Autosaving every 10 seconds

 Problem

  • Need
    • Very large NumPy arrays that don't fit into memory.
    • Lazy loading
    • Allows indexing and combination with other arrays.
  • Don't need
    • ragged arrays (fills regular numpy arrays)
    • heterogenous dtype
    • better-than-numpy performance

 Prior art


In [5]:
import numpy as np
import biggus

np_array = np.empty((700, 200), dtype=int32)
arr = biggus.NumpyArrayAdapter(np_array)
print arr


<NumpyArrayAdapter shape=(700, 200) dtype=dtype('int32')>

In [6]:
# np.concatenate
bigger_arr = biggus.LinearMosaic([arr, arr], axis=0)
print bigger_arr


<LinearMosaic shape=(1400, 200) dtype=dtype('int32')>
  • But NumPy is creating a new space, then copying.
    • NumPY arrays are hard to subclass
  • Biggus does no copying.

In [7]:
# no memory copying
print biggus.LinearMosaic([arr, arr] * 20, axis=0)

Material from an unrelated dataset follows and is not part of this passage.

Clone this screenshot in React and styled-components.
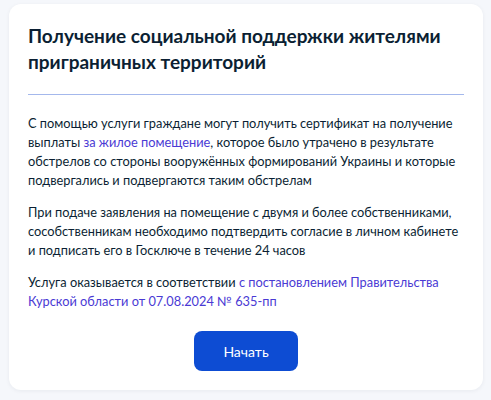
import React from "react";
import styled, { createGlobalStyle } from "styled-components";

const Global = createGlobalStyle`
  html, body { margin: 0; padding: 0; }
  body {
    background: #f5f7fb;
    font-family: Lato, "Noto Sans", sans-serif;
    color: #0b1f33;
  }
`;

const Page = styled.div`
  padding: 4px 8px 9px 9px;
`;

const Card = styled.section`
  background: #ffffff;
  border-radius: 12px;
  box-shadow: 0 1px 4px rgba(11, 31, 51, 0.06);
  padding: 19px 19px 19px;
  display: flex;
  flex-direction: column;
`;

const Title = styled.h1`
  margin: 0;
  font-size: 19px;
  line-height: 26px;
  font-weight: 700;
  color: #0b1f33;
  padding-bottom: 19px;
  border-bottom: 1px solid #a4b8ec;
`;

const Body = styled.div`
  padding-top: 19px;
  display: flex;
  flex-direction: column;
  gap: 13px;
`;

const Para = styled.p`
  margin: 0;
  font-size: 12.8px;
  line-height: 19px;
  color: #0b1f33;
`;

const Link = styled.a`
  color: #4a3ad4;
  text-decoration: none;
`;

const Actions = styled.div`
  display: flex;
  justify-content: center;
  padding-top: 20px;
`;

const Button = styled.button`
  width: 104px;
  height: 40px;
  border: none;
  border-radius: 8px;
  background: #0d4cd3;
  color: #ffffff;
  font-family: Lato, "Noto Sans", sans-serif;
  font-size: 14px;
  cursor: pointer;
`;

export default function App() {
  return (
    <>
      <Global />
      <Page>
        <Card>
          <Title>Получение социальной поддержки жителями приграничных территорий</Title>
          <Body>
            <Para>
              С помощью услуги граждане могут получить сертификат на получение выплаты{" "}
              <Link href="#">за жилое помещение</Link>, которое было утрачено в результате
              обстрелов со стороны вооружённых формирований Украины и которые подвергались и
              подвергаются таким обстрелам
            </Para>
            <Para>
              При подаче заявления на помещение с двумя и более собственниками, сособственникам
              необходимо подтвердить согласие в личном кабинете и подписать его в Госключе в
              течение 24 часов
            </Para>
            <Para>
              Услуга оказывается в соответствии{" "}
              <Link href="#">с постановлением Правительства Курской области от 07.08.2024 № 635-пп</Link>
            </Para>
          </Body>
          <Actions>
            <Button>Начать</Button>
          </Actions>
        </Card>
      </Page>
    </>
  );
}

<LinearMosaic shape=(28000, 200) dtype=dtype('int32')>

In [8]:
# new dimension
biggus.ArrayStack(np.array([arr, arr]))


Out[8]:
<ArrayStack shape=(2, 700, 200) dtype=dtype('int32')>

In [ ]:
import h5py

hdf_dataset = h5py.File('data.hdf5')['arange']

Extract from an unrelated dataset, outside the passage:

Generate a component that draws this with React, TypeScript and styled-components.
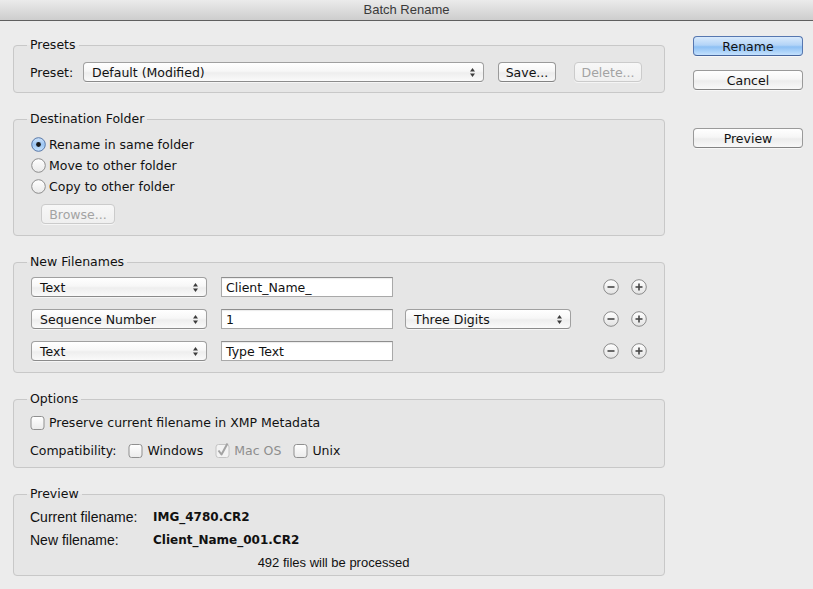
import React from "react";
import styled, { createGlobalStyle, css } from "styled-components";

const GlobalStyle = createGlobalStyle`
  html, body { margin: 0; padding: 0; background: #ececec; }
  body { font-family: "DejaVu Sans", "Noto Sans", sans-serif; font-size: 12.5px; color: #111; }
  * { box-sizing: border-box; }
`;

const Window = styled.div`
  width: 813px;
  height: 589px;
  background: #ececec;
  display: flex;
  flex-direction: column;
  overflow: hidden;
`;

const TitleBar = styled.div`
  height: 21px;
  flex: none;
  background: linear-gradient(to bottom, #ebebeb 0%, #dcdcdc 50%, #cdcdcd 100%);
  border-bottom: 1px solid #5f5f5f;
  display: flex;
  align-items: center;
  justify-content: center;
  font-family: "Liberation Sans", Arial, sans-serif;
  font-size: 13px;
  color: #3a3a3a;
  padding-bottom: 1px;
`;

const Content = styled.div`
  display: flex;
  padding: 15px 10px 0 13px;
`;

const LeftColumn = styled.div`
  width: 652px;
  margin-top: 1px;
  display: flex;
  flex-direction: column;
  gap: 18px;
`;

const RightColumn = styled.div`
  width: 110px;
  margin-left: 28px;
  display: flex;
  flex-direction: column;
`;

const Group = styled.fieldset`
  margin: 0;
  padding: 0;
  min-width: 0;
  border: 1px solid #c8c8c8;
  border-radius: 4px;
  background: #e6e6e6;
`;

const Legend = styled.legend`
  padding: 0 3px;
  margin-left: 13px;
  line-height: 16px;
  font-size: 12.5px;
  color: #111;
`;

const GroupBody = styled.div<{ $pt: number; $pb: number; $pl?: number }>`
  padding: ${(p) => p.$pt}px 17px ${(p) => p.$pb}px ${(p) => p.$pl ?? 17}px;
`;

const PresetRow = styled.div`
  display: grid;
  grid-template-columns: 53px 415px 76px 68px;
  align-items: center;
`;

const Label = styled.span`
  white-space: nowrap;
  color: #111;
`;

const buttonBase = css`
  height: 20px;
  border-radius: 4px;
  font-family: "DejaVu Sans", "Noto Sans", sans-serif;
  font-size: 12.5px;
  padding: 0;
  display: flex;
  align-items: center;
  justify-content: center;
  white-space: nowrap;
`;

const PushButton = styled.button<{ $width: number; $variant?: "default" | "disabled" | "normal" }>`
  ${buttonBase};
  width: ${(p) => p.$width}px;
  justify-self: start;
  color: #111;
  border: 1px solid #9a9a9a;
  border-bottom-color: #838383;
  background: linear-gradient(to bottom, #ffffff 0%, #f6f6f6 45%, #ececec 55%, #f8f8f8 100%);
  box-shadow: 0 1px 0 rgba(255, 255, 255, 0.6);
  ${(p) =>
    p.$variant === "default" &&
    css`
      border-color: #5677b0;
      border-bottom-color: #46659c;
      background: linear-gradient(to bottom, #d9eafc 0%, #b3d4f7 45%, #8dc0f4 55%, #c4e1fd 100%);
    `}
  ${(p) =>
    p.$variant === "disabled" &&
    css`
      color: #a3a3a3;
      border-color: #cbcbcb;
      background: linear-gradient(to bottom, #f7f7f7 0%, #efefef 100%);
    `}
`;

const SelectBox = styled.div<{ $width: number }>`
  ${buttonBase};
  width: ${(p) => p.$width}px;
  justify-content: space-between;
  padding: 0 7px 0 8px;
  border: 1px solid #a0a0a0;
  border-bottom-color: #8b8b8b;
  background: linear-gradient(to bottom, #ffffff 0%, #f7f7f7 45%, #eeeeee 55%, #fafafa 100%);
  box-shadow: 0 1px 0 rgba(255, 255, 255, 0.6);
  color: #111;
`;

const Arrows = () => (
  <svg width="7" height="11" viewBox="0 0 7 11">
    <polygon points="1,4.5 3.5,1 6,4.5" fill="#3c3c3c" />
    <polygon points="1,6.5 3.5,10 6,6.5" fill="#3c3c3c" />
  </svg>
);

const Select: React.FC<{ width: number; value: string }> = ({ width, value }) => (
  <SelectBox $width={width}>
    <span>{value}</span>
    <Arrows />
  </SelectBox>
);

const RadioList = styled.div`
  display: flex;
  flex-direction: column;
`;

const OptionRow = styled.label<{ $h: number; $gap: number }>`
  height: ${(p) => p.$h}px;
  display: flex;
  align-items: center;
  gap: ${(p) => p.$gap}px;
  color: #111;
  white-space: nowrap;
`;

const Radio: React.FC<{ checked?: boolean }> = ({ checked }) => (
  <svg width="15" height="15" viewBox="0 0 15 15">
    <defs>
      <linearGradient id="radOff" x1="0" y1="0" x2="0" y2="1">
        <stop offset="0" stopColor="#ffffff" />
        <stop offset="1" stopColor="#e9e9e9" />
      </linearGradient>
      <linearGradient id="radOn" x1="0" y1="0" x2="0" y2="1">
        <stop offset="0" stopColor="#cfe3fa" />
        <stop offset="0.5" stopColor="#9cc6f3" />
        <stop offset="1" stopColor="#c8e3fd" />
      </linearGradient>
    </defs>
    <circle
      cx="7.5"
      cy="7.5"
      r="6.8"
      fill={checked ? "url(#radOn)" : "url(#radOff)"}
      stroke={checked ? "#5677a8" : "#8d8d8d"}
      strokeWidth="1"
    />
    {checked && <circle cx="7.5" cy="7.5" r="2.4" fill="#1a1a1a" />}
  </svg>
);

const BrowseWrap = styled.div`
  margin-top: 7px;
  padding-left: 10px;
  display: flex;
`;

const FilenameGrid = styled.div`
  display: grid;
  grid-template-columns: 176px 174px 166px 1fr 16px 16px;
  column-gap: 12px;
  row-gap: 12px;
  align-items: center;
`;

const TextField = styled.div`
  justify-self: end;
  width: 172px;
  height: 20px;
  background: #fff;
  border: 1px solid #a9a9a9;
  border-top-color: #8e8e8e;
  box-shadow: inset 0 1px 1px rgba(0, 0, 0, 0.08);
  padding: 1px 4px 0;
  display: flex;
  align-items: center;
  color: #111;
  white-space: nowrap;
`;

const Spacer = styled.div``;

const RoundButton: React.FC<{ kind: "minus" | "plus" }> = ({ kind }) => (
  <svg width="16" height="16" viewBox="0 0 16 16">
    <defs>
      <linearGradient id="rbg" x1="0" y1="0" x2="0" y2="1">
        <stop offset="0" stopColor="#ffffff" />
        <stop offset="1" stopColor="#e2e2e2" />
      </linearGradient>
    </defs>
    <circle cx="8" cy="8" r="7.3" fill="url(#rbg)" stroke="#8a8a8a" strokeWidth="1" />
    <line x1="4.5" y1="8" x2="11.5" y2="8" stroke="#474747" strokeWidth="1.6" />
    {kind === "plus" && <line x1="8" y1="4.5" x2="8" y2="11.5" stroke="#474747" strokeWidth="1.6" />}
  </svg>
);

const OptionsStack = styled.div`
  display: flex;
  flex-direction: column;
  gap: 10px;
`;

const CompatRow = styled.div`
  height: 18px;
  display: flex;
  align-items: center;
  gap: 12px;
`;

const CheckItem = styled.label<{ $disabled?: boolean }>`
  display: flex;
  align-items: center;
  gap: 4px;
  white-space: nowrap;
  color: ${(p) => (p.$disabled ? "#8e8e8e" : "#111")};
`;

const Checkbox: React.FC<{ checked?: boolean; disabled?: boolean }> = ({ checked, disabled }) => (
  <svg width="15" height="15" viewBox="0 0 15 15" style={{ overflow: "visible" }}>
    <defs>
      <linearGradient id="cbg" x1="0" y1="0" x2="0" y2="1">
        <stop offset="0" stopColor="#ffffff" />
        <stop offset="1" stopColor="#ebebeb" />
      </linearGradient>
    </defs>
    <rect
      x="1"
      y="1.5"
      width="13"
      height="13"
      rx="2.5"
      fill={disabled ? "#f3f3f3" : "url(#cbg)"}
      stroke={disabled ? "#c4c4c4" : "#8f8f8f"}
      strokeWidth="1"
    />
    {checked && (
      <path
        d="M3.5 7.5 L6.5 11.5 L12.5 0.5"
        fill="none"
        stroke={disabled ? "#a3a3a3" : "#222"}
        strokeWidth="2"
        strokeLinejoin="round"
      />
    )}
  </svg>
);

const PreviewGrid = styled.div`
  display: grid;
  grid-template-columns: 123px 1fr;
  grid-template-rows: 22px 22px 20px;
  row-gap: 1px;
  align-items: center;
`;

const PreviewLabel = styled.span`
  font-family: "Liberation Sans", Arial, sans-serif;
  font-size: 14px;
  color: #111;
  white-space: nowrap;
`;

const PreviewValue = styled.span`
  font-family: "DejaVu Sans", sans-serif;
  font-weight: bold;
  font-size: 12px;
  color: #111;
  white-space: nowrap;
`;

const PreviewNote = styled.span`
  grid-column: 1 / -1;
  justify-self: center;
  font-family: "Liberation Sans", Arial, sans-serif;
  font-size: 13px;
  color: #111;
  padding-right: 10px;
`;

const ButtonStack = styled.div<{ $mt: number }>`
  margin-top: ${(p) => p.$mt}px;
  display: flex;
`;

const rows = [
  { type: "Text", value: "Client_Name_", extra: null as string | null },
  { type: "Sequence Number", value: "1", extra: "Three Digits" },
  { type: "Text", value: "Type Text", extra: null as string | null },
];

export default function App() {
  return (
    <>
      <GlobalStyle />
      <Window>
        <TitleBar>Batch Rename</TitleBar>
        <Content>
          <LeftColumn>
            <Group>
              <Legend>Presets</Legend>
              <GroupBody $pt={9} $pb={10} $pl={16}>
                <PresetRow>
                  <Label>Preset:</Label>
                  <Select width={401} value="Default (Modified)" />
                  <PushButton $width={58}>Save...</PushButton>
                  <PushButton $width={68} $variant="disabled">
                    Delete...
                  </PushButton>
                </PresetRow>
              </GroupBody>
            </Group>

            <Group>
              <Legend>Destination Folder</Legend>
              <GroupBody $pt={7} $pb={11} $pl={17}>
                <RadioList>
                  <OptionRow $h={21} $gap={3}>
                    <Radio checked />
                    Rename in same folder
                  </OptionRow>
                  <OptionRow $h={21} $gap={3}>
                    <Radio />
                    Move to other folder
                  </OptionRow>
                  <OptionRow $h={21} $gap={3}>
                    <Radio />
                    Copy to other folder
                  </OptionRow>
                </RadioList>
                <BrowseWrap>
                  <PushButton $width={74} $variant="disabled">
                    Browse...
                  </PushButton>
                </BrowseWrap>
              </GroupBody>
            </Group>

            <Group>
              <Legend>New Filenames</Legend>
              <GroupBody $pt={7} $pb={11}>
                <FilenameGrid>
                  {rows.map((r, i) => (
                    <React.Fragment key={i}>
                      <Select width={176} value={r.type} />
                      <TextField>{r.value}</TextField>
                      {r.extra ? <Select width={166} value={r.extra} /> : <Spacer />}
                      <Spacer />
                      <RoundButton kind="minus" />
                      <RoundButton kind="plus" />
                    </React.Fragment>
                  ))}
                </FilenameGrid>
              </GroupBody>
            </Group>

            <Group>
              <Legend>Options</Legend>
              <GroupBody $pt={6} $pb={8} $pl={16}>
                <OptionsStack>
                  <OptionRow $h={18} $gap={4}>
                    <Checkbox />
                    Preserve current filename in XMP Metadata
                  </OptionRow>
                  <CompatRow>
                    <Label>Compatibility:</Label>
                    <CheckItem>
                      <Checkbox />
                      Windows
                    </CheckItem>
                    <CheckItem $disabled>
                      <Checkbox checked disabled />
                      Mac OS
                    </CheckItem>
                    <CheckItem>
                      <Checkbox />
                      Unix
                    </CheckItem>
                  </CompatRow>
                </OptionsStack>
              </GroupBody>
            </Group>

            <Group>
              <Legend>Preview</Legend>
              <GroupBody $pt={4} $pb={3} $pl={16}>
                <PreviewGrid>
                  <PreviewLabel>Current filename:</PreviewLabel>
                  <PreviewValue>IMG_4780.CR2</PreviewValue>
                  <PreviewLabel>New filename:</PreviewLabel>
                  <PreviewValue>Client_Name_001.CR2</PreviewValue>
                  <PreviewNote>492 files will be processed</PreviewNote>
                </PreviewGrid>
              </GroupBody>
            </Group>
          </LeftColumn>

          <RightColumn>
            <ButtonStack $mt={0}>
              <PushButton $width={110} $variant="default">
                Rename
              </PushButton>
            </ButtonStack>
            <ButtonStack $mt={14}>
              <PushButton $width={110}>Cancel</PushButton>
            </ButtonStack>
            <ButtonStack $mt={38}>
              <PushButton $width={110}>Preview</PushButton>
            </ButtonStack>
          </RightColumn>
        </Content>
      </Window>
    </>
  );
}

# this is lazy; no data is loaded
arr_hdf = biggus.NumpyArrayAdapter(hdf_dataset)

print arr
  • HDF5 already has the ability to load arrays, but this is more generic.
  • Can combine (LinearMosaic) HDF5 and regular arrays.

In [ ]:
bigger_arr = biggus.LinearMosaic([bigger_arr, arr_hdf], axis=0)
print bigger_arr

The ndarray method realizes arrays, and brings it into memory.


In [11]:
type(bigger_arr.ndarray()), bigger_arr.ndarray().shape


Out[11]:
(numpy.ndarray, (1400, 200))

You can do basic processing on massive arrays in chunks.


In [12]:
# These operations don't run when you do this
mean = biggus.mean(bigger_arr, axis=0)
std = biggus.std(bigger_arr, axis=0)

In [13]:
print mean


<_Aggregation shape=(200,) dtype=dtype('float64')>

In [14]:
# _now_ we realize it, calculate mean in mean.ndarray()
# done is chunks, data never all in-memory
print np.all(mean.ndarray() == bigger_arr.ndarray().mean(axis=0))


True

Really though as you go chunk-by-chunk you want to do many operations at the same time.


In [15]:
# this realizes the result. it really is chunking the array
# into sub-arrays, aggregating results
mean_np, std_np = biggus.ndarrays([mean, std])
print type(mean_np)


<type 'numpy.ndarray'>

 Current limitations

  • Limited to axis 0 - pull request in the works
  • Threading is coming, but tasks are I/O bound so not too helpful.

Array results

  • What if the result is in itself a big array?
  • Can never realize the full result.
  • Can chunk result directly into an HDF5 variable.

In [18]:
import h5py
with h5py.File('result.hdf5', mode='w') as f_out:
    df = f_out.create_dataset('my_result', mean.shape, mean.dtype)
    biggus.save([mean], [df])

 Toy example of taking OpenStreetMap tiles

!!AI see video.

  • Eventually dealing with a 48GB uncompressed array, easily on a MacBook Air.

 Summary

  • Simple (1200 LOC)
  • Array-like class.
  • Array-like indexing, aggregation, concatenation, with any index-like object (NumPy, HDF5).
  • Supports streaming.
  • Conceptually no size limit on arrays you can manipulate.
  • TODO
    • Efficient chunking for complex chains of evaluations